First move in almost 30 years

There has been no announcement of the schedule for the survey work.

But the seismic plans are the first industry move in almost 30 years after exploration companies pulled out of the Nunavut area in 1986 after posting 20 discoveries, most of them in the Sverdrup basin, a sedimentary formation that covers about 200,000 square miles.

The finds were highlighted by three large deposits: Cisco, 1 billion barrels of oil equivalent; Drake Point, 6 trillion cubic feet on Melville Island; and Hecla in the Prince Gustaf Adolf Sea, 2 billion boe of oil and 10 tcf of gas.

But, beyond a handful of annual demonstration shipments of crude, the remote region never came close to full-scale commercial development, despite geological surveys that pointed to 67 billion boe of resources in Nunavut from 180 completed wells.

The geological surveys of Canada and the United States estimate the territory could hold recoverable resources of 9.2 billion to 23 billion barrels of oil and 97.2 tcf to 262.3 tcf of gas.
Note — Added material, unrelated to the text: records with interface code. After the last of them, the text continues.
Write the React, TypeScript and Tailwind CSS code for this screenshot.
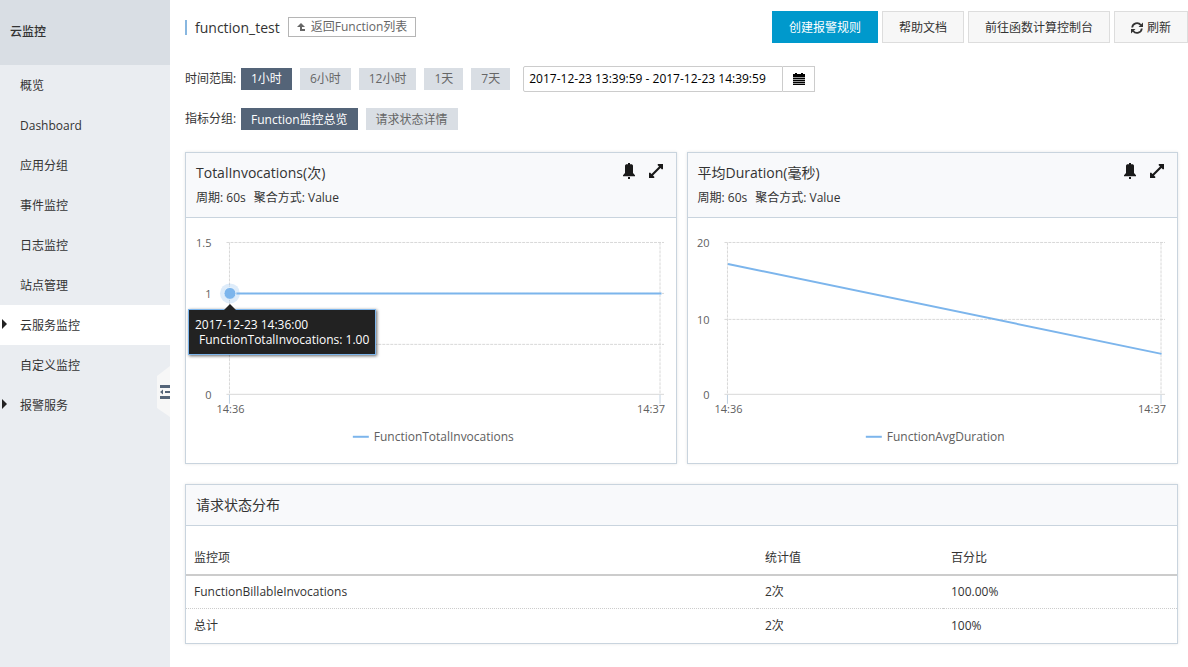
import { useState } from "react"

type MenuItem = {
  label: string
  expandable?: boolean
}

type ChartTick = {
  label: string
  y: number
}

type ChartProps = {
  left: number
  right: number
  ticks: ChartTick[]
  line: string
  legend: string
  legendX: number
  marker?: { x: number; y: number }
}

const menu: MenuItem[] = [
  { label: "概览" },
  { label: "Dashboard" },
  { label: "应用分组" },
  { label: "事件监控" },
  { label: "日志监控" },
  { label: "站点管理" },
  { label: "云服务监控", expandable: true },
  { label: "自定义监控" },
  { label: "报警服务", expandable: true },
]

const ranges = ["1小时", "6小时", "12小时", "1天", "7天"]
const groups = ["Function监控总览", "请求状态详情"]

const rows = [
  { name: "FunctionBillableInvocations", value: "2次", percent: "100.00%" },
  { name: "总计", value: "2次", percent: "100%" },
]

function BellIcon() {
  return (
    <svg width="12" height="16" viewBox="0 0 12 16" fill="#1a1a1a" aria-hidden="true">
      <path d="M5 0h2v1.200h2l1 1.300V10l2 2.200v1H0v-1L2 10V2.500l1-1.300h2z" />
      <path d="M5 14h2v2H5z" />
    </svg>
  )
}

function ExpandIcon() {
  return (
    <svg width="14" height="14" viewBox="0 0 14 14" fill="#1a1a1a" aria-hidden="true">
      <path d="M9 0h5v5l-1 .5-1.500-1.500L4 11.500 5.500 13 5 14H0V9l1-.5L2.500 10 10 2.500 8.500 1z" />
    </svg>
  )
}

function BackIcon() {
  return (
    <svg width="8" height="8" viewBox="0 0 8 8" fill="#666" aria-hidden="true">
      <path d="M4 0l4 4H5v2h3v2H3V4H0z" />
    </svg>
  )
}

function RefreshIcon() {
  return (
    <svg width="12" height="12" viewBox="0 0 12 12" fill="none" aria-hidden="true">
      <path d="M1.200 5.500A4.800 4.800 0 0 1 9.800 3M10.800 6.500A4.800 4.800 0 0 1 2.200 9" stroke="#333" strokeWidth="1.800" />
      <path d="M12 .5V5H7.500zM0 11.500V7h4.500z" fill="#333" />
    </svg>
  )
}

function CalendarIcon() {
  return (
    <svg width="12" height="12" viewBox="0 0 12 12" aria-hidden="true">
      <path d="M0 1h2V0h2v1h4V0h2v1h2v3H0z" fill="#000" />
      <path d="M0 4h12v8H0z" fill="#999" />
      <path d="M0 5h12v1H0zM0 7h12v1H0zM0 9h12v1H0zM0 11h12v1H0z" fill="#000" />
    </svg>
  )
}

function Sidebar() {
  return (
    <aside className="relative w-[170px] shrink-0 bg-[#eaedf1]">
      <div className="flex h-[65px] items-center bg-[#d9dee4] px-[10px] pb-[2px] font-medium">云监控</div>
      <nav>
        {menu.map((item) => (
          <a
            key={item.label}
            href="#"
            className={`relative flex h-10 items-center pl-5 pt-[2px] ${item.label === "云服务监控" ? "bg-white" : ""}`}
          >
            {item.expandable && (
              <svg className="absolute left-[2px] top-[14px]" width="5" height="10" viewBox="0 0 5 10" aria-hidden="true">
                <path d="M0 0l5 5-5 5z" fill="#222" />
              </svg>
            )}
            {item.label}
          </a>
        ))}
      </nav>
      <button aria-label="收起菜单" className="absolute right-0 top-[366px]">
        <svg width="13" height="51" viewBox="0 0 13 51" aria-hidden="true">
          <path d="M13 0v51L0 42V10z" fill="#f7f7f7" />
          <path d="M3 19h10v3H3zM8 25h5v2H8zM3 30h10v3H3zM3 26l3-2.500v5z" fill="#546478" />
        </svg>
      </button>
    </aside>
  )
}

function Chart({ left, right, ticks, line, legend, legendX, marker }: ChartProps) {
  const bottom = 176.5
  return (
    <svg viewBox="0 0 490 245" className="block h-auto w-full" role="img" aria-label={legend}>
      <g stroke="#d8d8d8" strokeDasharray="3 1" fill="none">
        {ticks.map((t) => t.y < bottom && <path key={t.y} d={`M${left - 3} ${t.y}H${right + 4}`} />)}
        <path d={`M${left} 24.5V${bottom}M${right} 24.5V${bottom}`} />
      </g>
      <path d={`M${left - 3} ${bottom}H${right + 4}`} stroke="#d8d8d8" />
      <path d={`M${left} 177v9M${right} 177v9`} stroke="#c0d0e0" />
      <path d={line} stroke="#7cb5ec" strokeWidth="2" fill="none" />
      {marker && (
        <g>
          <circle cx={marker.x} cy={marker.y} r="10" fill="#7cb5ec" fillOpacity="0.25" />
          <circle cx={marker.x} cy={marker.y} r="6" fill="#7cb5ec" stroke="#e6f1fb" />
        </g>
      )}
      <g fill="#606060" fontSize="11">
        {ticks.map((t) => t.label && (
          <text key={t.y} x={left - 18} y={t.y + 5} textAnchor="end">
            {t.label}
          </text>
        ))}
        <text x={left + 1} y="195" textAnchor="middle">14:36</text>
        <text x={right + 5} y="195" textAnchor="end">14:37</text>
      </g>
      <path d={`M${legendX} 219h16`} stroke="#7cb5ec" strokeWidth="2" />
      <text x={legendX + 21} y="223" fill="#606060" fontSize="12">
        {legend}
      </text>
    </svg>
  )
}

function Tooltip() {
  return (
    <div className="absolute left-[2px] top-[91px] border border-[#7cb5ec] bg-[#222] px-[6px] py-[7px] leading-[15px] text-white shadow-[1px_1px_3px_rgba(0,0,0,0.6)]">
      <svg className="absolute left-[35px] top-[-6px]" width="12" height="6" viewBox="0 0 12 6" aria-hidden="true">
        <path d="M6 0l6 6H0z" fill="#222" />
      </svg>
      <div>2017-12-23 14:36:00</div>
      <div className="pl-1">FunctionTotalInvocations: 1.00</div>
    </div>
  )
}

function ChartCard({ title, children }: { title: string; children: React.ReactNode }) {
  return (
    <section className="border border-[#c9d4de] shadow-[0_0_3px_rgba(0,0,0,0.1)]">
      <header className="flex h-[65px] justify-between border-b border-[#c9d4de] bg-[#f8f9fb] px-[10px] pt-[9px]">
        <div>
          <h2 className="text-sm leading-[22px]">{title}</h2>
          <p className="flex gap-2 leading-7">
            <span>周期: 60s</span>
            <span>聚合方式: Value</span>
          </p>
        </div>
        <div className="flex h-[18px] items-center gap-[14px] pr-[3px]">
          <button aria-label="报警"><BellIcon /></button>
          <button aria-label="放大"><ExpandIcon /></button>
        </div>
      </header>
      <div className="relative">{children}</div>
    </section>
  )
}

function Tabs({ label, items }: { label: string; items: string[] }) {
  const [active, setActive] = useState(items[0])
  return (
    <div className="flex items-center">
      <span className="w-14 shrink-0">{label}:</span>
      <div className="flex gap-2">
        {items.map((item) => (
          <button
            key={item}
            onClick={() => setActive(item)}
            className={`h-[22px] px-[10px] pt-px ${item === active ? "bg-[#546478] text-white" : "bg-[#d9dee4] text-[#666]"}`}
          >
            {item}
          </button>
        ))}
      </div>
    </div>
  )
}

export default function App() {
  return (
    <div className="flex min-h-screen bg-white font-['Open_Sans','Noto_Sans_CJK_SC',sans-serif] text-xs text-[#333]">
      <Sidebar />
      <main className="min-w-0 flex-1 pl-[15px]">
        <div className="flex justify-between pt-[11px]">
          <div className="flex h-8 items-center gap-2">
            <h1 className="border-l-2 border-[#88b7e0] pl-2 text-sm leading-[15px]">function_test</h1>
            <button className="flex h-5 items-center gap-[6px] border border-[#b5b5b5] px-2 text-[#666]">
              <BackIcon />
              返回Function列表
            </button>
          </div>
          <div className="flex h-8 gap-1">
            <button className="bg-[#0099cc] px-[17px] pt-[2px] text-white">创建报警规则</button>
            <button className="border border-[#ddd] bg-[#f7f7f7] px-4 pt-[2px]">帮助文档</button>
            <button className="border border-[#ddd] bg-[#f7f7f7] px-4 pt-[2px]">前往函数计算控制台</button>
            <button className="flex items-center gap-1 border border-[#ddd] bg-[#f7f7f7] px-4 pt-[2px]">
              <RefreshIcon />
              刷新
            </button>
          </div>
        </div>

        <div className="pr-[10px]">
          <div className="mt-[22px] flex h-[27px] items-center gap-[13px]">
            <Tabs label="时间范围" items={ranges} />
            <div className="flex h-[26px]">
              <input
                aria-label="时间范围"
                defaultValue="2017-12-23 13:39:59 - 2017-12-23 14:39:59"
                className="w-[260px] rounded-l-[2px] border border-[#ccc] px-[5px] text-black"
              />
              <button aria-label="选择日期" className="flex w-8 items-center justify-center border border-l-0 border-[#ccc]">
                <CalendarIcon />
              </button>
            </div>
          </div>
          <div className="mt-4">
            <Tabs label="指标分组" items={groups} />
          </div>

          <div className="mt-[22px] grid grid-cols-2 gap-[10px]">
            <ChartCard title="TotalInvocations(次)">
              <Chart
                left={43.5}
                right={474.5}
                ticks={[
                  { label: "1.5", y: 24.5 },
                  { label: "1", y: 75.5 },
                  { label: "", y: 126.5 },
                  { label: "0", y: 176.5 },
                ]}
                line="M44 75.5H476"
                legend="FunctionTotalInvocations"
                legendX={167}
                marker={{ x: 44, y: 75.5 }}
              />
              <Tooltip />
            </ChartCard>
            <ChartCard title="平均Duration(毫秒)">
              <Chart
                left={39.5}
                right={473.5}
                ticks={[
                  { label: "20", y: 24.5 },
                  { label: "10", y: 101.5 },
                  { label: "0", y: 176.5 },
                ]}
                line="M40 46L474 136"
                legend="FunctionAvgDuration"
                legendX={178}
              />
            </ChartCard>
          </div>

          <section className="mt-5 border border-[#c9d4de] shadow-[0_0_3px_rgba(0,0,0,0.1)]">
            <h2 className="h-[41px] border-b border-[#c9d4de] bg-[#f8f9fb] px-[10px] text-sm leading-10">请求状态分布</h2>
            <table className="w-full table-fixed text-left">
              <thead>
                <tr className="h-[49px] border-b-2 border-[#ccc]">
                  <th className="px-2 pt-4 font-normal">监控项</th>
                  <th className="w-[186px] px-2 pt-4 font-normal">统计值</th>
                  <th className="w-[234px] px-2 pt-4 font-normal">百分比</th>
                </tr>
              </thead>
              <tbody>
                {rows.map((row) => (
                  <tr key={row.name} className="h-[34px] border-b border-dotted border-[#ccc] last:border-b-0">
                    <td className="px-2">{row.name}</td>
                    <td className="px-2">{row.value}</td>
                    <td className="px-2">{row.percent}</td>
                  </tr>
                ))}
              </tbody>
            </table>
          </section>
        </div>
      </main>
    </div>
  )
}
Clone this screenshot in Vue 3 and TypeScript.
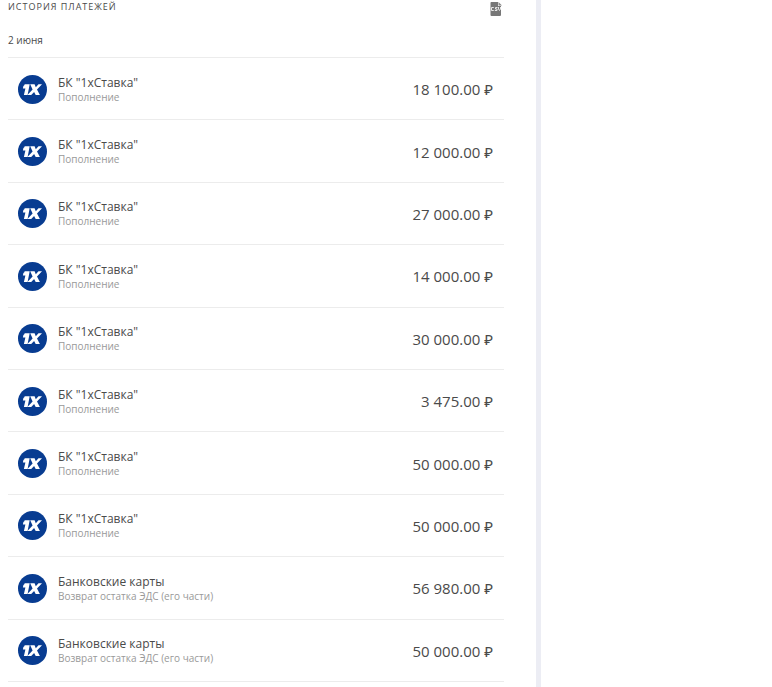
<script setup lang="ts">
interface Payment {
  id: number
  title: string
  note: string
  amount: string
}

const topUps: string[] = [
  '18 100.00',
  '12 000.00',
  '27 000.00',
  '14 000.00',
  '30 000.00',
  '3 475.00',
  '50 000.00',
  '50 000.00',
]
const refunds: string[] = ['56 980.00', '50 000.00']

const payments: Payment[] = [
  ...topUps.map((amount) => ({ title: 'БК "1хСтавка"', note: 'Пополнение', amount })),
  ...refunds.map((amount) => ({
    title: 'Банковские карты',
    note: 'Возврат остатка ЭДС (его части)',
    amount,
  })),
].map((payment, id) => ({ id, ...payment }))
</script>

<template>
  <main class="history">
    <header class="head">
      <h1 class="heading">История платежей</h1>
      <button class="export" type="button" aria-label="CSV">
        <svg viewBox="0 0 12 14" width="12" height="14" aria-hidden="true">
          <path d="M1 0h7v4h3v9a1 1 0 0 1-1 1H1.5a1 1 0 0 1-1-1V1a1 1 0 0 1 .5-1z" fill="#777" />
          <path d="M8.5 0L12 3.5H8.500z" fill="#8a8a8a" />
          <path
            d="M3.8 5.5H1.5v3h2.3M7.500 5.500h-2V7H7v1.500H4.800M8.500 5v2l1 1.500 1-1.500V5"
            fill="none"
            stroke="#e6e6e6"
          />
        </svg>
      </button>
    </header>
    <h2 class="date">2 июня</h2>
    <ul class="list">
      <li v-for="payment in payments" :key="payment.id" class="row">
        <svg class="logo" viewBox="0 0 29 29" width="29" height="29" aria-hidden="true">
          <circle cx="14.5" cy="14.5" r="14.5" fill="#083c91" />
          <path d="M6.7 9.2h5L9.6 20H5.9l1.5-6.6H4.900l.5-2.500c.8-.3 1.200-.9 1.300-1.700z" fill="#fff" />
          <path
            d="M12.200 9.200h4.400l1.200 3 2.700-3H24l-5 5.300 2.900 5.500h-4.200l-1.600-3-2.900 3H9.400l5.200-5.500z"
            fill="#fff"
          />
        </svg>
        <div class="info">
          <div class="title">{{ payment.title }}</div>
          <div class="note">{{ payment.note }}</div>
        </div>
        <div class="amount">{{ payment.amount }} ₽</div>
      </li>
    </ul>
  </main>
</template>

<style>
body {
  background: #fff;
}
</style>

<style scoped>
.history {
  box-sizing: border-box;
  display: flex;
  flex-direction: column;
  width: 100%;
  max-width: 541px;
  min-height: 100vh;
  padding: 0 32px 5px 8px;
  border-right: 5px solid #ecedf4;
  font-family: 'Open Sans', 'Noto Sans', sans-serif;
  color: #4a4a4a;
}

.head {
  display: flex;
  align-items: flex-start;
  justify-content: space-between;
  height: 32px;
}

.heading {
  margin: 0;
  font-size: 9px;
  font-weight: 400;
  line-height: 14px;
  letter-spacing: 1px;
  text-transform: uppercase;
}

.export {
  display: flex;
  margin: 0;
  padding: 2px 2px 0 0;
  border: 0;
  background: none;
  cursor: pointer;
}

.date {
  margin: 0;
  padding-bottom: 9px;
  font-size: 10px;
  font-weight: 400;
  line-height: 16px;
}

.list {
  display: grid;
  flex: 1;
  grid-auto-rows: 1fr;
  margin: 0;
  padding: 0;
  border-top: 1px solid #ececec;
  list-style: none;
}

.row {
  display: flex;
  align-items: center;
  gap: 11px;
  padding: 9px 11px 8px 10px;
  border-bottom: 1px solid #ececec;
}

.logo {
  flex: none;
}

.info {
  flex: 1;
}

.title {
  font-size: 12px;
  line-height: 16px;
}

.note {
  font-size: 10px;
  line-height: 13px;
  color: #999;
}

.amount {
  font-size: 15px;
  line-height: 20px;
  white-space: nowrap;
}
</style>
Concerns over the dangers of exploration in the area were heightened in 2011 when S.L. Ross Environmental Research was commissioned by the NEB to assess options for cleaning up spills in Canada’s Arctic offshore, including Davis Strait west of Greenland’s Disko Bay.

The consulting firm said those options would be impractical 20 percent to 84 percent of the time during the open-water season because of bad weather and sea ice.

Against that backdrop, aboriginal communities in the High Arctic have insisted on greater care in weighing exploration plans at a time when the industry is urging the NEB to drop its requirement for same-season relief wells to deal with blowouts or spills.